Set task:
List each line of the data that holds the string "image".
== Dataset
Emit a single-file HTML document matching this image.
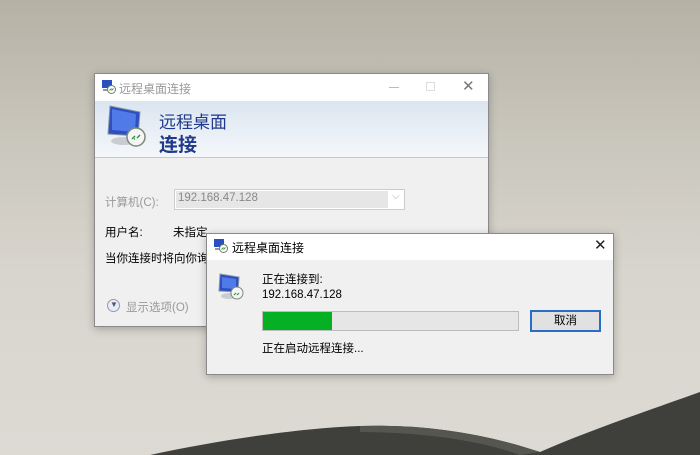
<!DOCTYPE html>
<html><head><meta charset="utf-8"><style>
*{margin:0;padding:0;box-sizing:border-box}
body{width:700px;height:455px;overflow:hidden;position:relative;font-family:"Liberation Sans","Noto Sans CJK SC",sans-serif;font-size:11.5px;color:#000;
background:linear-gradient(180deg,#b5b1a5 0%,#c9c6bc 30%,#d8d5ce 60%,#dddad4 100%)}
.abs{position:absolute}
.win{background:#f0f0f0;border:1px solid #8a8a8a;box-shadow:0 2px 8px rgba(0,0,0,.25)}
.tb{background:#fff;height:26px;position:absolute;left:0;right:0;top:0}
</style></head><body>
<svg class="abs" style="left:0;top:0" width="700" height="455">
<path d="M150 455 C220 440 300 428 360 426 C420 424 480 432 540 452 C590 430 650 410 700 392 L700 455 Z" fill="#3f403c"/>
<path d="M360 426 C420 424 480 432 540 452 L520 455 C480 440 420 432 360 432Z" fill="#55564f"/>
</svg>

<div class="abs win" style="left:94px;top:73px;width:395px;height:254px">
  <div class="tb" style="height:27px">
    <svg class="abs" style="left:7px;top:6px" width="14" height="14"><rect x="0" y="0" width="10" height="8" fill="#2a50c0"/><rect x="1" y="9" width="6" height="2" fill="#999"/><circle cx="9.5" cy="9.5" r="4" fill="#fff" stroke="#777"/><path d="M7.5 10.5l2-2M9.5 10.5l2-2" stroke="#2a2" stroke-width="1"/></svg>
    <div class="abs" style="left:24px;top:6px;color:#999;font-size:12px">远程桌面连接</div>
    <div class="abs" style="left:294px;top:13px;width:10px;height:1px;background:#bbb"></div>
    <div class="abs" style="left:331px;top:8px;width:9px;height:9px;border:1px solid #ddd"></div>
    <div class="abs" style="left:367px;top:3px;color:#777;font-size:15px">✕</div>
  </div>
  <div class="abs" style="left:0;right:0;top:27px;height:57px;background:linear-gradient(180deg,#dbe5f0,#f4f7fa);border-bottom:1px solid #c8c8c8"></div>
  <svg class="abs" style="left:11px;top:30px" width="45" height="46">
    <path d="M4 2 L34 8 L32 32 L2 30Z" fill="#2d4fbf" stroke="#8896a8"/>
    <path d="M6 5 L30 10 L29 28 L6 26Z" fill="#4f7ae8"/>
    <ellipse cx="18" cy="37" rx="13" ry="4" fill="#c9ccd0"/>
    <circle cx="30" cy="33" r="9" fill="#f5f5f5" stroke="#7a8a7a" stroke-width="1.5"/>
    <path d="M26 35l3-3M29 35l-1 0M31 34l3-3" stroke="#2a9a3a" stroke-width="1.5"/>
  </svg>
  <div class="abs" style="left:64px;top:34px;font-size:17px;color:#1f3a8a">远程桌面</div>
  <div class="abs" style="left:64px;top:56px;font-size:19px;color:#1f3a8a;font-weight:bold">连接</div>
  <div class="abs" style="left:10px;top:120px;color:#999">计算机(C):</div>
  <div class="abs" style="left:79px;top:115px;width:231px;height:21px;border:1px solid #ccc;background:#fff">
    <div class="abs" style="left:1px;top:1px;width:212px;height:17px;background:#e6e6e6"></div>
    <div class="abs" style="left:3px;top:2px;color:#888">192.168.47.128</div>
    <div class="abs" style="left:217px;top:1px;color:#aaa;font-size:10px">⌵</div>
  </div>
  <div class="abs" style="left:10px;top:150px">用户名:</div>
  <div class="abs" style="left:78px;top:150px">未指定</div>
  <div class="abs" style="left:10px;top:176px">当你连接时将向你询问凭</div>
  <div class="abs" style="left:12px;top:225px;width:13px;height:13px;border-radius:50%;border:1px solid #99a;background:#e8ecf4"></div>
  <div class="abs" style="left:15px;top:226px;color:#557;font-size:8px">▼</div>
  <div class="abs" style="left:31px;top:225px;color:#999">显示选项(O)</div>
</div>

<div class="abs win" style="left:206px;top:233px;width:408px;height:142px">
  <div class="tb">
    <svg class="abs" style="left:7px;top:5px" width="14" height="14"><rect x="0" y="0" width="10" height="8" fill="#2a50c0"/><rect x="1" y="9" width="6" height="2" fill="#999"/><circle cx="9.5" cy="9.5" r="4" fill="#fff" stroke="#777"/><path d="M7.5 10.5l2-2M9.5 10.5l2-2" stroke="#2a2" stroke-width="1"/></svg>
    <div class="abs" style="left:25px;top:5px;font-size:12px">远程桌面连接</div>
    <div class="abs" style="left:387px;top:2px;font-size:15px;color:#222">✕</div>
  </div>
  <svg class="abs" style="left:11px;top:39px" width="28" height="28">
    <path d="M2 1 L21 4 L20 19 L1 18Z" fill="#2d4fbf" stroke="#8896a8"/>
    <path d="M4 4 L18 6 L18 16 L4 15Z" fill="#4f7ae8"/>
    <ellipse cx="11" cy="23" rx="8" ry="3" fill="#c9ccd0"/>
    <circle cx="19" cy="20" r="6" fill="#f5f5f5" stroke="#7a8a7a"/>
    <path d="M16 22l2-2M19 22l2-2" stroke="#2a9a3a" stroke-width="1.2"/>
  </svg>
  <div class="abs" style="left:55px;top:37px">正在连接到:</div>
  <div class="abs" style="left:55px;top:55px">192.168.47.128</div>
  <div class="abs" style="left:55px;top:77px;width:257px;height:20px;background:#e6e6e6;border:1px solid #bcbcbc">
    <div style="width:69px;height:18px;background:#06b025"></div>
  </div>
  <div class="abs" style="left:323px;top:76px;width:71px;height:22px;border:2px solid #2b6cc4;background:#e1e1e1;text-align:center;line-height:18px">取消</div>
  <div class="abs" style="left:55px;top:106px">正在启动远程连接...</div>
</div>
</body></html>
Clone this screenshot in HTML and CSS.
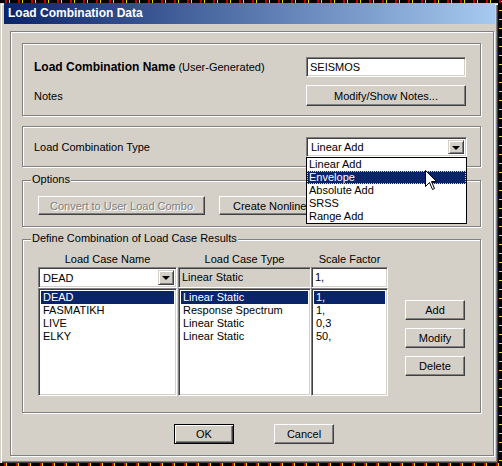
FILE: index.html
```html
<!DOCTYPE html>
<html lang="en">
<head>
  <meta charset="UTF-8" />
  <title>Load Combination Data</title>
  <link rel="stylesheet" href="styles.css">
</head>
<body>

  <div class="window">
    <div class="titlebar">Load Combination Data</div>

    <div class="frame">

      <!-- Nom et notes -->
      <div class="group group-name">
        <div class="row">
          <span><b class="big">Load Combination Name</b> (User-Generated)</span>
          <div class="textbox name-box">SEISMOS</div>
        </div>
        <div class="row row-notes">
          <span>Notes</span>
          <div class="btn notes-btn">Modify/Show Notes...</div>
        </div>
      </div>

      <!-- Type de combinaison (liste ouverte) -->
      <div class="group group-type">
        <span>Load Combination Type</span>
        <div class="combo type-combo">
          <span class="combo-text">Linear Add</span>
          <span class="combo-arrow"></span>
          <ul class="dropdown">
            <li>Linear Add</li>
            <li class="selected focus">Envelope</li>
            <li>Absolute Add</li>
            <li>SRSS</li>
            <li>Range Add</li>
            <svg class="cursor" width="12" height="20" viewBox="0 0 12 20">
              <path d="M0.5 0.5 L0.5 16.5 L4.5 12.5 L7.5 19.5 L9.5 18.5 L6.5 11.5 L11.5 11.5 Z" fill="#fff" stroke="#000" stroke-width="1"/>
            </svg>
          </ul>
        </div>
      </div>

      <!-- Options -->
      <div class="group group-options">
        <span class="legend">Options</span>
        <div class="btn wide-btn disabled">Convert to User Load Combo</div>
        <!-- la suite du texte est cachee par la liste ouverte -->
        <div class="btn wide-btn covered-btn">Create Nonline</div>
      </div>

      <!-- Cas de charge -->
      <div class="group group-define">
        <span class="legend">Define Combination of Load Case Results</span>

        <div class="col col-name">
          <div class="col-head">Load Case Name</div>
          <div class="combo case-combo">
            <span class="combo-text">DEAD</span>
            <span class="combo-arrow"></span>
          </div>
          <ul class="listbox">
            <li class="selected">DEAD</li>
            <li>FASMATIKH</li>
            <li>LIVE</li>
            <li>ELKY</li>
          </ul>
        </div>

        <div class="col col-type">
          <div class="col-head">Load Case Type</div>
          <div class="textbox readonly">Linear Static</div>
          <ul class="listbox">
            <li class="selected">Linear Static</li>
            <li>Response Spectrum</li>
            <li>Linear Static</li>
            <li>Linear Static</li>
          </ul>
        </div>

        <div class="col col-scale">
          <div class="col-head">Scale Factor</div>
          <div class="textbox">1,</div>
          <ul class="listbox">
            <li class="selected">1,</li>
            <li>1,</li>
            <li>0,3</li>
            <li>50,</li>
          </ul>
        </div>

        <div class="side-buttons">
          <div class="btn side-btn">Add</div>
          <div class="btn side-btn">Modify</div>
          <div class="btn side-btn">Delete</div>
        </div>
      </div>

      <!-- Boutons du bas -->
      <div class="footer">
        <div class="btn footer-btn default">OK</div>
        <div class="btn footer-btn">Cancel</div>
      </div>

    </div>
  </div>

</body>
</html>
```

FILE: styles.css
```css
/* Fond noir avec des points comme sur la capture */
body {
  margin: 0;
  width: 502px;
  height: 466px;
  overflow: hidden;
  font-family: "Liberation Sans", Arial, sans-serif;
  font-size: 11px;
  color: #000;
  background-color: #000;
  background-image:
    repeating-linear-gradient(90deg, transparent 0 5px, #c00000 5px 7px, transparent 7px 9px, #e8d800 9px 10px, transparent 10px 13px),
    repeating-linear-gradient(0deg, transparent 0 5px, #e8d800 5px 6px, transparent 6px 9px),
    repeating-linear-gradient(90deg, transparent 0 4px, #c00000 4px 6px, #e8d800 6px 7px, transparent 7px 12px);
  background-size: 100% 3px, 3px 100%, 100% 3px;
  background-position: 0 0, 499px 0, 0 463px;
  background-repeat: no-repeat;
}

ul {
  margin: 0;
  padding: 0;
  list-style: none;
}

.window {
  margin-top: 3px;
  width: 498px;
  height: 460px;
  box-sizing: border-box;
  padding: 0 3px 4px 4px;
  background: #d4d0c8;
  box-shadow: inset 1px 1px 0 #d4d0c8, inset 2px 2px 0 #fff, inset -1px -1px 0 #404040, inset -2px -2px 0 #808080;
}

.titlebar {
  height: 21px;
  line-height: 21px;
  padding-left: 4px;
  color: #fff;
  font-size: 12px;
  font-weight: bold;
  background: linear-gradient(90deg, #0a246a, #a6caf0);
}

/* Cadre grave (etched) */
.frame,
.group {
  border: 1px solid #808080;
  box-shadow: inset 1px 1px 0 #fff, 1px 1px 0 #fff;
}

.frame {
  width: 484px;
  height: 425px;
  box-sizing: border-box;
  margin: 7px 0 0 6px;
  padding: 11px 12px 11px 11px;
}

.group {
  position: relative;
}

.legend {
  position: absolute;
  top: -8px;
  left: 8px;
  padding: 0 1px;
  line-height: 13px;
  background: #d4d0c8;
}

.group-name {
  height: 73px;
  box-sizing: border-box;
  padding: 13px 14px 9px 11px;
}

.row {
  display: flex;
  justify-content: space-between;
  align-items: center;
  height: 20px;
}

.row-notes {
  height: 21px;
  margin-top: 8px;
}

.big {
  font-size: 12px;
}

.group-type {
  height: 41px;
  box-sizing: border-box;
  margin-top: 10px;
  padding: 10px 13px 9px 11px;
  display: flex;
  justify-content: space-between;
  align-items: center;
}

.group-options {
  height: 47px;
  box-sizing: border-box;
  margin-top: 13px;
  padding: 15px 0 0 15px;
  display: flex;
  gap: 14px;
}

.group-define {
  height: 174px;
  box-sizing: border-box;
  margin-top: 12px;
  padding: 13px 0 0 15px;
  display: flex;
}

/* Controles Windows classiques */
.btn {
  box-sizing: border-box;
  display: flex;
  align-items: center;
  justify-content: center;
  background: #d4d0c8;
  border: 1px solid;
  border-color: #fff #404040 #404040 #fff;
  box-shadow: inset -1px -1px 0 #808080;
}

.btn.default {
  border-color: #000;
  box-shadow: inset 1px 1px 0 #fff, inset -1px -1px 0 #404040, inset -2px -2px 0 #808080;
}

.btn.disabled {
  color: #808080;
  text-shadow: 1px 1px 0 #fff;
}

.covered-btn {
  justify-content: flex-start;
  padding-left: 13px;
  white-space: nowrap;
}

.textbox,
.combo,
.listbox {
  box-sizing: border-box;
  background: #fff;
  border: 1px solid;
  border-color: #808080 #fff #fff #808080;
  box-shadow: inset 1px 1px 0 #404040, inset -1px -1px 0 #d4d0c8;
}

.textbox {
  height: 21px;
  line-height: 17px;
  padding: 1px 3px;
}

.textbox.readonly {
  background: #d4d0c8;
}

.name-box {
  width: 160px;
  height: 20px;
  line-height: 16px;
}

.notes-btn {
  width: 160px;
  height: 21px;
}

.combo {
  position: relative;
  display: flex;
  align-items: center;
  padding: 2px;
}

.combo-text {
  flex: 1;
  padding-left: 2px;
}

.combo-arrow {
  width: 16px;
  height: 100%;
  box-sizing: border-box;
  display: flex;
  align-items: center;
  justify-content: center;
  background: #d4d0c8;
  border: 1px solid;
  border-color: #d4d0c8 #404040 #404040 #d4d0c8;
  box-shadow: inset 1px 1px 0 #fff, inset -1px -1px 0 #808080;
}

.combo-arrow::after {
  content: "";
  border-left: 4px solid transparent;
  border-right: 4px solid transparent;
  border-top: 4px solid #000;
  margin-top: 1px;
}

.type-combo {
  width: 161px;
  height: 20px;
}

/* Liste deroulante ouverte */
.dropdown {
  position: absolute;
  top: 19px;
  left: -1px;
  z-index: 10;
  width: 161px;
  box-sizing: border-box;
  background: #fff;
  border: 1px solid #000;
}

.dropdown li {
  height: 13px;
  line-height: 13px;
  padding-left: 2px;
}

.selected {
  background: #0a246a;
  color: #fff;
}

.focus {
  outline: 1px dotted #d4d0c8;
  outline-offset: -1px;
}

.cursor {
  position: absolute;
  left: 118px;
  top: 12px;
}

.wide-btn {
  width: 167px;
  height: 19px;
}

/* Colonnes des cas de charge */
.col {
  display: flex;
  flex-direction: column;
}

.col-name {
  width: 139px;
  margin-right: 1px;
}

.col-type {
  width: 133px;
}

.col-scale {
  width: 77px;
}

.col-head {
  height: 14px;
  line-height: 12px;
  text-align: center;
}

.case-combo,
.col .textbox {
  height: 21px;
}

.listbox {
  height: 108px;
  padding: 2px;
}

.listbox li {
  height: 13px;
  line-height: 13px;
  padding-left: 2px;
}

.side-buttons {
  display: flex;
  flex-direction: column;
  gap: 8px;
  margin: 47px 0 0 17px;
}

.side-btn {
  width: 60px;
  height: 20px;
}

.footer {
  display: flex;
  gap: 40px;
  margin-top: 11px;
  padding-left: 152px;
}

.footer-btn {
  width: 60px;
  height: 20px;
}
```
====
Exercise output:
Emit a single-file HTML document matching this image.
  background-image:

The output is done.